However, there’s increasing competition to serve and educate this audience: particularly from influencers (think TikTok, YouTube and Instagram). Beauty education is now incredibly easy, and increasingly entertaining, to access. Customers can discover new products and new looks from those they really trust simply by scrolling through their feeds. For me, the winner in this space will be whoever creates the most compelling and valuable content - and it’s a battle influencers will win hands down.
More compelling, are Birchboxes’ hints that they’re moving towards services like prescription beauty and their own play in the D2C space, to help them differentiate with their own brands.
“We make the market bigger by bringing a customer, ready to spend more in the category, and have her raise her spend pairing samples, content, and prescription,” Valbona says.
Owning your own products, which can then be promoted via influencer marketing seems the only real route to lock-in customers and increase their lifetime value. If Birchbox can capitalise on data from their current subscription box service to identify and plug gaps in the market, or quickly identify the most successful cult products and brands, they may have higher chance of success here.
Version 2: Replenishment
Hot on the heels of v.1, subscription 2.0 emerged in 2011. Now, the value proposition was all about convenience and cost. No frivolous spending here, new entrants like dollar shave club (2011) and Harry’s (2012) were about utility. Don’t overpay and don’t worry about replenishment. Even Amazon prime are now in on the action. When you go to buy a product that expires, or is likely to run out, you’ll typically see a “subscribe and save” option promoted.

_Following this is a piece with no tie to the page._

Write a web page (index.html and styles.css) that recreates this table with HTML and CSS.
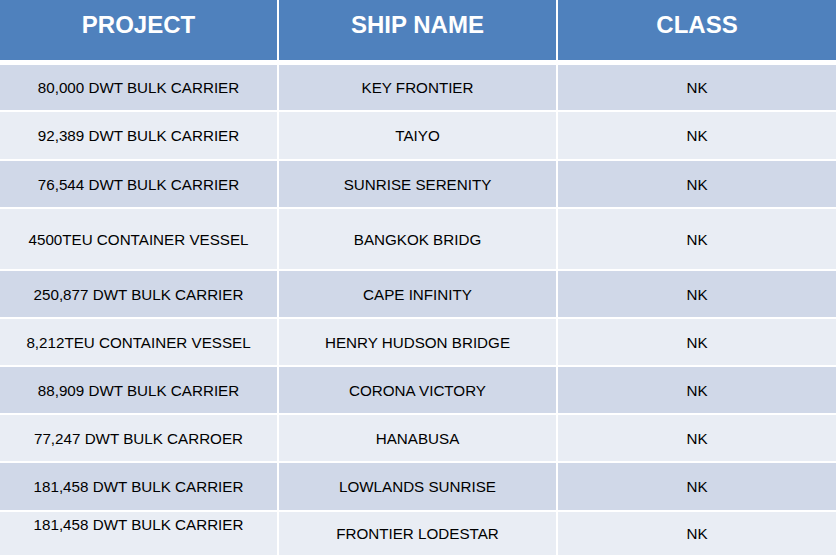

Winners in this space originally stayed incredibly focussed: one use case means you can really engineer an incredible customer experience.
Dollar shave club was one of the first to launch their razor subscription in 2011. 5 years later they were acquired by Unilever for $1bn ,having taken $200m in annual sales, from the $3bn men’s razor industry. with 3.6million subscribers. Their launch video has over 27 million views on youtube, and is still well worth a watch. Today, they’ve expanded from Razors, to cover the whole of the male regime: from hair care, to toothbrushes and pastes, to soaps and skincare,
How it works
Take products that “run out” and offer a simple service delivering refills/replacements at a cadence that matches the use as closely as possible.
Often, there’s one component that lasts (maybe the razor handle, or the soap/shampoo bottle). The idea here is to get some additional lock-in or loyalty. Some brands have pushed this further with personalisation of this first product often offered “free” as a customer acquisition tactic. The thought is that customers then feel the need to keep buying from that provider because “my engraved razor handle only works with their razor heads”.
The challenges
A while ago, subscription was thought to offer higher lock-in because customers would “forget” to cancel and just keep using. But, let’s be honest, as soon as you’re not delivering incredible value, and real convenience, your customer is going to quit. Relying on the laziness or forgetfulness of a consumer is an incredibly lazy business model. So, as this great article outlines, subscription on FMCGs is incredibly hard, even when you provide a “necessary” product, rather than “discovery” of new products. This is because brands have to get the cadence/spacing of deliveries exactly right. Under deliver and you’re canceled instantly and your customer orders elsewhere. Over-deliver and you may get an extra month or two, but then you still end up canceled. And we already know churn is the biggest killer of the subscription startup.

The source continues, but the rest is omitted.